I understand the less is more theory and even am attracted to it in a way. But when I look at the typical circuits in even the simplest audio chain it is hard to believe that one last filter is going to bring ruin. You do not need a passive typical cheap crossover at the end of the line in any event to make several drivers work.

I do agree that the most popular and horrible speakers are all box speakers. Small ones too. Small boxes create all sorts of endless problems but they seem to be what folks want in their living room. The woodworking is easier and less expensive. The crossovers in most speakers under the 10k level can be dramatically improved for very little $$.

When you you look at the technical weaknesses of a cone with density and mass and mechanical problems (discussed above and elsewhere) you realize that everything is far from perfect. It does not matter is you have 1,3 or 6 drivers. If you are using a cone, even the best, it is very imperfect right from the start.

When you have one cone trying to recreate very complex music you also face certain problems with break up.

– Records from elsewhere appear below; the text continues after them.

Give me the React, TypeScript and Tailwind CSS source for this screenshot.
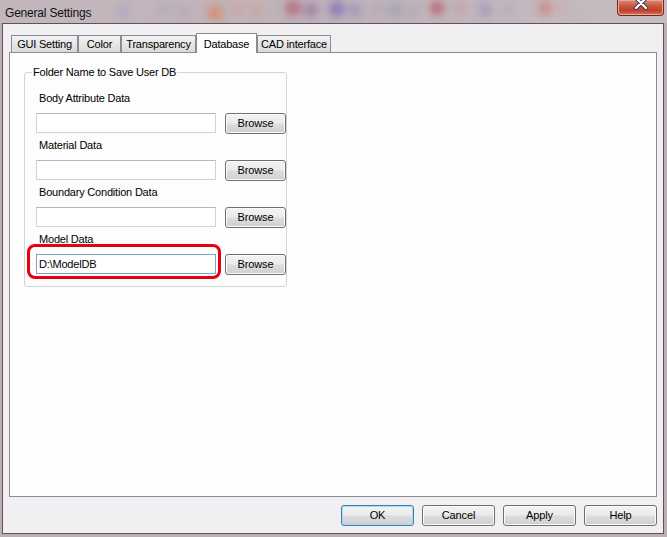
import clsx from 'clsx';

const FONT = "font-['Liberation_Sans',Arial,sans-serif]";

const tabs = [
  { label: 'GUI Setting', w: 'w-[67px]' },
  { label: 'Color', w: 'w-[43px]' },
  { label: 'Transparency', w: 'w-[75px]' },
  { label: 'Database', w: 'w-[61px]', active: true },
  { label: 'CAD interface', w: 'w-[74px]' },
];

const folders = ['Body Attribute Data', 'Material Data', 'Boundary Condition Data', 'Model Data'];

function TitleBlur() {
  const blobs = [
    { x: 123, y: 11, r: 6, c: '#9aa0c8' },
    { x: 164, y: 10, r: 6, c: '#a9a2b2' },
    { x: 183, y: 12, r: 6, c: '#b4a0b0' },
    { x: 215, y: 13, r: 8, c: '#e0784c' },
    { x: 238, y: 9, r: 6, c: '#d89a88' },
    { x: 257, y: 11, r: 6, c: '#d49a86' },
    { x: 293, y: 8, r: 8, c: '#b04565' },
    { x: 311, y: 10, r: 7, c: '#8a5a98' },
    { x: 337, y: 9, r: 8, c: '#6a5ab4' },
    { x: 355, y: 10, r: 7, c: '#8a88b8' },
    { x: 378, y: 9, r: 6, c: '#b4a0b0' },
    { x: 395, y: 10, r: 7, c: '#9098b0' },
    { x: 413, y: 11, r: 6, c: '#a8a0b4' },
    { x: 437, y: 8, r: 7, c: '#b03848' },
    { x: 460, y: 9, r: 6, c: '#c89098' },
    { x: 485, y: 10, r: 7, c: '#8f8fb8' },
    { x: 508, y: 9, r: 6, c: '#a8a8bc' },
    { x: 545, y: 8, r: 7, c: '#d06a5c' },
    { x: 562, y: 8, r: 5, c: '#dca0a0' },
    { x: 572, y: 17, r: 4, c: '#a8c098' },
  ];
  return (
    <svg className="absolute inset-0" width="667" height="23" viewBox="0 0 667 23">
      <defs>
        <filter id="blur" x="-50%" y="-50%" width="200%" height="200%">
          <feGaussianBlur stdDeviation="4" />
        </filter>
      </defs>
      <g filter="url(#blur)" opacity="0.6">
        {blobs.map((b, i) => (
          <circle key={i} cx={b.x} cy={b.y} r={b.r} fill={b.c} />
        ))}
      </g>
    </svg>
  );
}

function CloseButton() {
  return (
    <div className="relative z-10 ml-auto mr-[3px] h-[16px] w-[47px] self-start overflow-hidden rounded-b-[4px] border border-t-0 border-[#6e2a22] bg-[linear-gradient(#d98a78_0%,#c9503a_45%,#c0412c_70%,#d8705a_100%)] shadow-[inset_0_0_0_1px_#e9a898]">
      <svg className="absolute left-[15px] top-[-3px]" width="16" height="14" viewBox="0 0 16 14">
        <path d="M3 1 L13 11 M13 1 L3 11" stroke="#3b3050" strokeWidth="4.2" strokeLinecap="round" />
        <path d="M3 1 L13 11 M13 1 L3 11" stroke="#ffffff" strokeWidth="2.4" strokeLinecap="round" />
      </svg>
    </div>
  );
}

function WinButton({ label, primary, className }: { label: string; primary?: boolean; className?: string }) {
  return (
    <button
      className={clsx(
        'h-[21px] rounded-[3px] border text-[11px] tracking-[-0.1px] text-black leading-none',
        'bg-[linear-gradient(#f3f3f3_0%,#ebebeb_48%,#dddddd_52%,#cfcfcf_100%)]',
        primary
          ? 'border-[#3c7fb1] shadow-[inset_0_0_0_1px_#a6dcf5]'
          : 'border-[#707070] shadow-[inset_0_0_0_1px_#fbfbfb]',
        className,
      )}
    >
      {label}
    </button>
  );
}

export default function App() {
  return (
    <div className={clsx('relative h-[537px] w-[667px] overflow-hidden bg-[#bcaeb4] text-black', FONT)}>
      <div className="relative flex h-[23px] items-start bg-[linear-gradient(90deg,#c3b7bd,#bfb2b9_50%,#c6bcc2)]">
        <TitleBlur />
        <span className="relative pl-[5px] pt-[4px] text-[12px] tracking-[-0.2px] text-[#111]">General Settings</span>
        <CloseButton />
      </div>

      <div className="mx-[2px] flex h-[511px] w-[662px] flex-col border border-[#595559] bg-[#f1eff1]">
        <div className="px-[6px] pt-[9px]">
          <div className="flex h-[19px] items-end pl-[2px]">
            {tabs.map((t) =>
              t.active ? (
                <div
                  key={t.label}
                  className={clsx(
                    'relative z-10 -mb-px flex h-[20px] items-start justify-center border border-b-0 border-[#898c95] bg-[#fcfdfc] pt-[2px] text-[11px] tracking-[-0.2px]',
                    t.w,
                  )}
                >
                  {t.label}
                </div>
              ) : (
                <div
                  key={t.label}
                  className={clsx(
                    'flex h-[17px] items-center justify-center border border-b-0 border-[#898c95] bg-[linear-gradient(#f2f2f2,#e6e6e6_50%,#dadada)] text-[11px] tracking-[-0.2px]',
                    t.w,
                  )}
                >
                  {t.label}
                </div>
              ),
            )}
          </div>

          <div className="h-[445px] border border-[#898c95] bg-[#fcfdfc] pl-[14px] pt-[12px]">
            <fieldset className="w-[263px] rounded-[3px] border border-[#cfd5d9] px-0 pb-[11px] pt-[12px]">
              <legend className="ml-[7px] px-[1px] text-[11px] leading-[14px] tracking-[-0.2px]">
                Folder Name to Save User DB
              </legend>
              <div className="flex flex-col gap-[4px] pl-[11px]">
                {folders.map((f, i) => {
                  const isModel = i === folders.length - 1;
                  return (
                    <div key={f} className="flex flex-col">
                      <span className="ml-[3px] h-[14px] text-[11px] leading-[14px] tracking-[-0.2px]">{f}</span>
                      <div className="mt-[8px] flex items-start gap-[9px]">
                        <div className="relative">
                          <div
                            className={clsx(
                              'flex h-[20px] w-[180px] items-center bg-white pl-[2px] text-[11px] tracking-[-0.2px]',
                              isModel
                                ? 'border border-[#7da2ce]'
                                : 'border border-[#cfd2d8] border-t-[#b4b7bd]',
                            )}
                          >
                            {isModel ? 'D:\\ModelDB' : ''}
                          </div>
                          {isModel && (
                            <div className="absolute -bottom-[5px] -left-[9px] -right-[5px] -top-[10px] rounded-[8px] border-[3px] border-[#e60012]" />
                          )}
                        </div>
                        <WinButton label="Browse" className="w-[61px]" />
                      </div>
                    </div>
                  );
                })}
              </div>
            </fieldset>
          </div>
        </div>

        <div className="mt-[8px] flex justify-end gap-[8px] pr-[6px]">
          <WinButton label="OK" primary className="w-[73px]" />
          <WinButton label="Cancel" className="w-[73px]" />
          <WinButton label="Apply" className="w-[73px]" />
          <WinButton label="Help" className="w-[73px]" />
        </div>
      </div>
    </div>
  );
}
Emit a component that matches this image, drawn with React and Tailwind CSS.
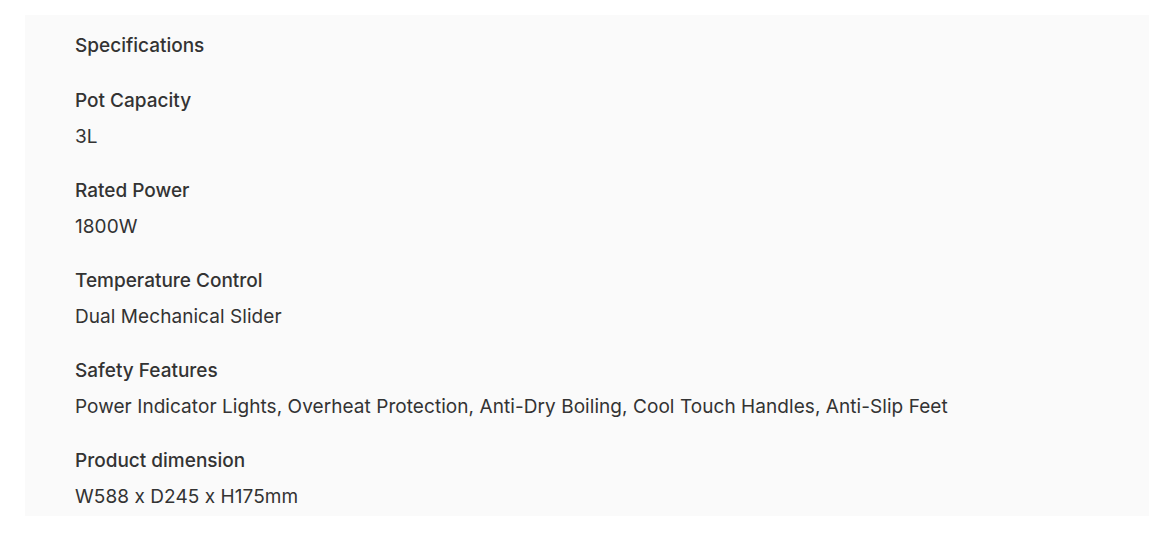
import React from 'react';

const specs = [
    { label: 'Pot Capacity', value: '3L' },
    { label: 'Rated Power', value: '1800W' },
    { label: 'Temperature Control', value: 'Dual Mechanical Slider' },
    { label: 'Safety Features', value: 'Power Indicator Lights, Overheat Protection, Anti-Dry Boiling, Cool Touch Handles, Anti-Slip Feet' },
    { label: 'Product dimension', value: 'W588 x D245 x H175mm' },
];

const App = () => {
    return (
        <div className="min-h-screen bg-white pt-[15px] pl-[25px] pr-[24px] font-['Inter',sans-serif] text-[#333333]">
            <div className="bg-[#fafafa] pl-[50px] pt-[19px] pb-[7px]">
                <h2 className="text-[19px] leading-6 font-medium">Specifications</h2>
                <div className="mt-[31px] flex flex-col gap-[30px]">
                    {specs.map((spec) => (
                        <div key={spec.label} className="flex flex-col gap-3">
                            <div className="text-[19px] leading-6 font-medium">{spec.label}</div>
                            <div className="text-[19px] leading-6 tracking-[0.06px]">{spec.value}</div>
                        </div>
                    ))}
                </div>
            </div>
        </div>
    );
};

export default App;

That being said I am beginning to love single drivers in non conventional enclosures. I think they are especially nice for folk/jazz. I am even thinking of trying to put together a system with the fewest parts possible just for the heck of it. SET-Single Driver of some sort. I m sure this has been done before. Any ideas or minimalist schematics out there?

Cheers,

The full range electrostat is still my favorite sounding speakers aka Soundlab , ML Clz and the Quad 989. No not perfect but low distortion - no moving cones - and the ML and Eros hybrids get criticized for not having a seemless crossover from woofer to panel. IMHO all 2 way / 3 way designs share the same situation and are indeed hybrids plus the addition of more distortion from cone movement and trying to match drivers .
Sean,

The Lamhorns use Lowthers or their equivalent. I went with a Lowther because the AER driver is 16 ohm and my amp doesn't have a 16 ohm tap. If you are looking to spend this kind of money, the Lamhorns should definitely be on your short list.

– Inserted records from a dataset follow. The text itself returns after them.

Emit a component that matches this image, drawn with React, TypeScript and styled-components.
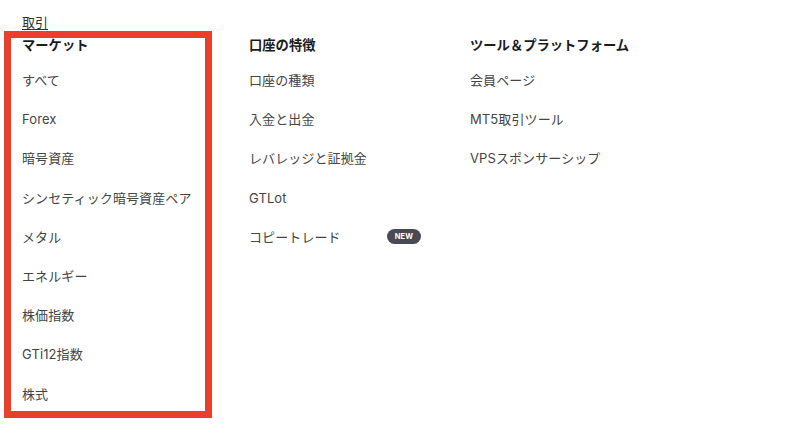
import React from 'react'
import styled, { createGlobalStyle } from 'styled-components'

const GlobalStyle = createGlobalStyle`
    html, body {
        margin: 0;
        padding: 0;
        background: #ffffff;
    }
    body {
        font-family: Inter, 'Noto Sans CJK JP', sans-serif;
        color: #333333;
    }
`

const Page = styled.div`
    width: 800px;
    height: 432px;
    box-sizing: border-box;
    padding: 13px 0 0 4px;
`

const Title = styled.a`
    display: block;
    width: fit-content;
    margin-left: 18px;
    font-size: 13px;
    line-height: 18px;
    color: #333333;
    text-decoration: underline;
    text-underline-offset: 2px;
`

const Menu = styled.div`
    display: grid;
    grid-template-columns: 208px 184px 221px;
    column-gap: 37px;
`

const Column = styled.div<{ highlighted?: boolean }>`
    display: flex;
    flex-direction: column;
    box-sizing: border-box;
    border: ${props => props.highlighted ? '7px solid #e8402b' : 'none'};
    padding: ${props => props.highlighted ? '0 0 7px 11px' : '7px 0 0 0'};
`

const Heading = styled.h3`
    margin: 0 0 18px;
    font-size: 13.3px;
    line-height: 14px;
    font-weight: 700;
    color: #1c1c1c;
`

const ItemList = styled.ul`
    list-style: none;
    margin: 0;
    padding: 0;
    display: flex;
    flex-direction: column;
    gap: 19.2px;
`

const Item = styled.li`
    display: flex;
    align-items: center;
    justify-content: space-between;
    width: 172px;
    font-size: 13px;
    line-height: 20px;
    letter-spacing: 0.1px;
    color: #454545;
    white-space: nowrap;
`

const Badge = styled.span`
    display: inline-flex;
    align-items: center;
    justify-content: center;
    width: 34px;
    height: 15px;
    border-radius: 8px;
    background: #4a4a52;
    color: #ffffff;
    font-size: 7.5px;
    font-weight: 700;
    letter-spacing: 0.2px;
`

interface IColumn {
    title: string
    items: { label: string, isNew?: boolean }[]
    highlighted?: boolean
}

const columns: IColumn[] = [
    {
        title: 'マーケット',
        highlighted: true,
        items: [
            { label: 'すべて' },
            { label: 'Forex' },
            { label: '暗号資産' },
            { label: 'シンセティック暗号資産ペア' },
            { label: 'メタル' },
            { label: 'エネルギー' },
            { label: '株価指数' },
            { label: 'GTi12指数' },
            { label: '株式' },
        ],
    },
    {
        title: '口座の特徴',
        items: [
            { label: '口座の種類' },
            { label: '入金と出金' },
            { label: 'レバレッジと証拠金' },
            { label: 'GTLot' },
            { label: 'コピートレード', isNew: true },
        ],
    },
    {
        title: 'ツール＆プラットフォーム',
        items: [
            { label: '会員ページ' },
            { label: 'MT5取引ツール' },
            { label: 'VPSスポンサーシップ' },
        ],
    },
]

function App() {
    return (
        <Page>
            <GlobalStyle />
            <Title>取引</Title>
            <Menu>
                {columns.map(col => (
                    <Column key={col.title} highlighted={col.highlighted}>
                        <Heading>{col.title}</Heading>
                        <ItemList>
                            {col.items.map(item => (
                                <Item key={item.label}>
                                    <span>{item.label}</span>
                                    {item.isNew && <Badge>NEW</Badge>}
                                </Item>
                            ))}
                        </ItemList>
                    </Column>
                ))}
            </Menu>
        </Page>
    )
}

export default App
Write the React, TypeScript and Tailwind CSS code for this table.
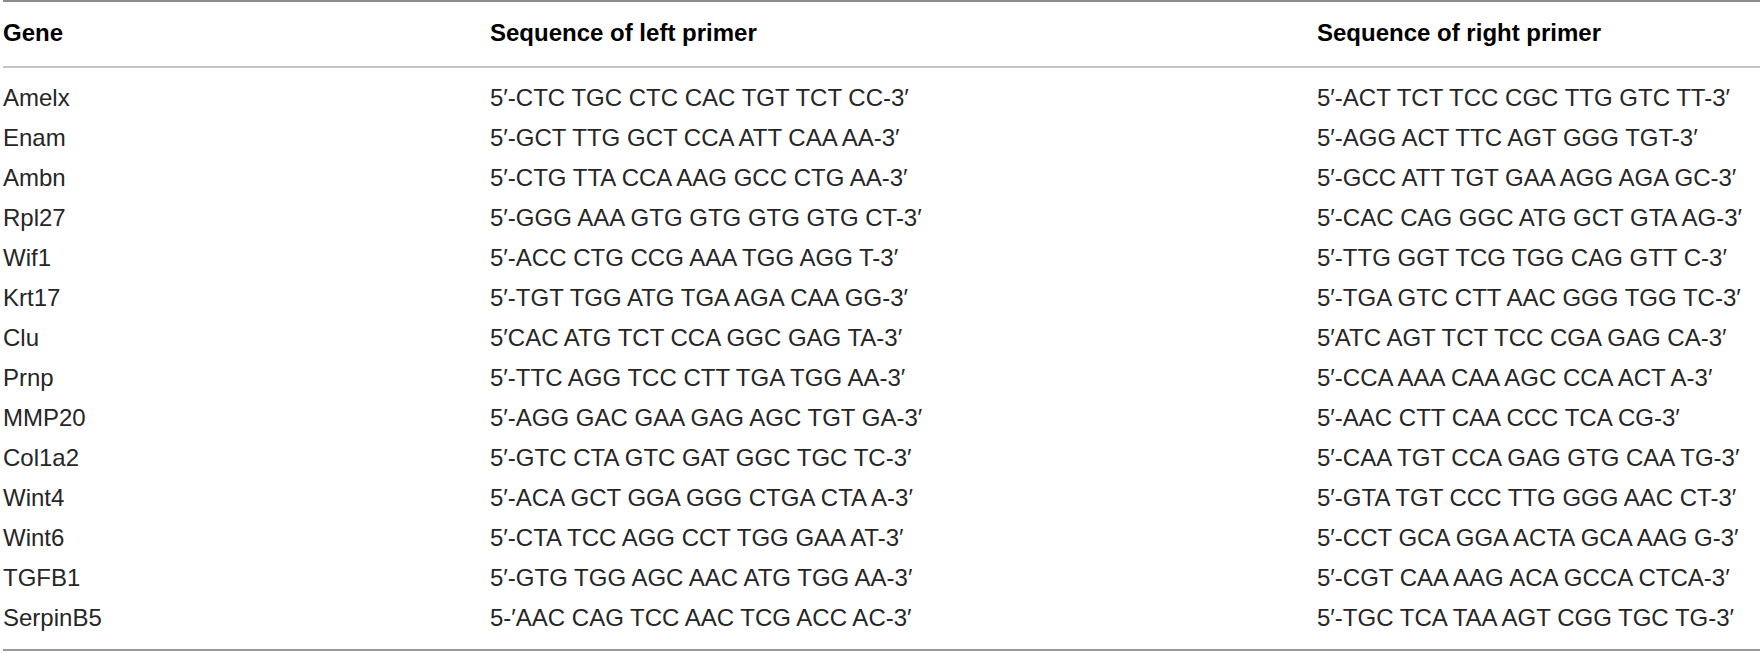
const rows: [string, string, string][] = [
  ['Amelx', '5′-CTC TGC CTC CAC TGT TCT CC-3′', '5′-ACT TCT TCC CGC TTG GTC TT-3′'],
  ['Enam', '5′-GCT TTG GCT CCA ATT CAA AA-3′', '5′-AGG ACT TTC AGT GGG TGT-3′'],
  ['Ambn', '5′-CTG TTA CCA AAG GCC CTG AA-3′', '5′-GCC ATT TGT GAA AGG AGA GC-3′'],
  ['Rpl27', '5′-GGG AAA GTG GTG GTG GTG CT-3′', '5′-CAC CAG GGC ATG GCT GTA AG-3′'],
  ['Wif1', '5′-ACC CTG CCG AAA TGG AGG T-3′', '5′-TTG GGT TCG TGG CAG GTT C-3′'],
  ['Krt17', '5′-TGT TGG ATG TGA AGA CAA GG-3′', '5′-TGA GTC CTT AAC GGG TGG TC-3′'],
  ['Clu', '5′CAC ATG TCT CCA GGC GAG TA-3′', '5′ATC AGT TCT TCC CGA GAG CA-3′'],
  ['Prnp', '5′-TTC AGG TCC CTT TGA TGG AA-3′', '5′-CCA AAA CAA AGC CCA ACT A-3′'],
  ['MMP20', '5′-AGG GAC GAA GAG AGC TGT GA-3′', '5′-AAC CTT CAA CCC TCA CG-3′'],
  ['Col1a2', '5′-GTC CTA GTC GAT GGC TGC TC-3′', '5′-CAA TGT CCA GAG GTG CAA TG-3′'],
  ['Wint4', '5′-ACA GCT GGA GGG CTGA CTA A-3′', '5′-GTA TGT CCC TTG GGG AAC CT-3′'],
  ['Wint6', '5′-CTA TCC AGG CCT TGG GAA AT-3′', '5′-CCT GCA GGA ACTA GCA AAG G-3′'],
  ['TGFB1', '5′-GTG TGG AGC AAC ATG TGG AA-3′', '5′-CGT CAA AAG ACA GCCA CTCA-3′'],
  ['SerpinB5', '5-′AAC CAG TCC AAC TCG ACC AC-3′', '5′-TGC TCA TAA AGT CGG TGC TG-3′'],
]

export default function App() {
  return (
    <div className="w-[1760px] h-[653px] bg-white overflow-hidden font-['Liberation_Sans',Arial,sans-serif] text-[24px] text-[#262626]">
      <div className="ml-[3px] border-t-2 border-[#8c8c8c]">
        {/* Header */}
        <div className="grid grid-cols-[487px_827px_1fr] h-[66px] items-center pb-[3px] font-bold text-black border-b-2 border-[#c4c4c4]">
          <div>Gene</div>
          <div>Sequence of left primer</div>
          <div>Sequence of right primer</div>
        </div>

        {/* Body */}
        <div className="pt-[10px] pb-[11px] border-b-2 border-[#9a9a9a]">
          {rows.map(([gene, left, right]) => (
            <div key={gene} className="grid grid-cols-[487px_827px_1fr] h-[40px] items-center whitespace-nowrap">
              <div>{gene}</div>
              <div>{left}</div>
              <div>{right}</div>
            </div>
          ))}
        </div>
      </div>
    </div>
  )
}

http://www.rlacoustique.com

Listener did a review in the current issue.
I think TWL is being a little disingenuous with his question here. He is obviously perfectly well aware (as are all of his fine respondents above) of the various "technical" advantages, disadvantages, and tradeoffs inherent in any of the schools of speaker design. It's just that he is insistent on maintaining that such perfectly legitimate issues as high and low frequency extension, freedom from dynamic compression, fidelity to absolute volume level, and dispersion characteristics and radiation pattern are somehow not as germane to musical "truth" as the qualities he values above these. What he cannot do is "prove" that the tradeoffs he prefers are any less "technically" deleterious to the musical signal than those he disfavors. When such real-world factors as size, cost, appearance, ease of placement, ease of system matching, and the likelihood of a good-sounding overall result are considered, multi-way cone-in-box speakers will often have the advantage. Advances in the applications of digital crossovers, built-in amplification, and unconventional enclosure designs (composite materials, computer-optimized shaping and damping) may further stretch TWL's "point".
Seems to me we are once again debating the question of listening to the sound versus listening to the music. I'll concede that good single-driver systems offer incremental improvements in midrange clarity and accuracy....but at the expense of constrained frequency spectrum and dynamic range. Alas, the reality of musical production is that frequencies DO extend way up high and way down low and to lop off both ends of the spectrum is to distort musical truth really badly. When you attentuate the sonority of six contrabasses pulling a unison low E, you're not merely emphasizing one part of the frequency spectrum over another, you're actually rewriting the music. You're no longer hearing what the composer intended you to hear.

In the same way, compression is not merely something one chooses to tolerate in the interest of midrange liquidity. It is a fundamental reordering of the dynamic structure of the composition, again violating the composer's intention.

Listen to Moussorgsky's Night on Bald Mountain on a good single driver system and then on an equally good multi driver system. You'll see what I mean.

Multi-driver systems suffer multiple problems, as many on this thread have noted. In my view, however, they offer the best chance of realizing the composer's goal and the players' achievements.

Does this make sense to anybody but me?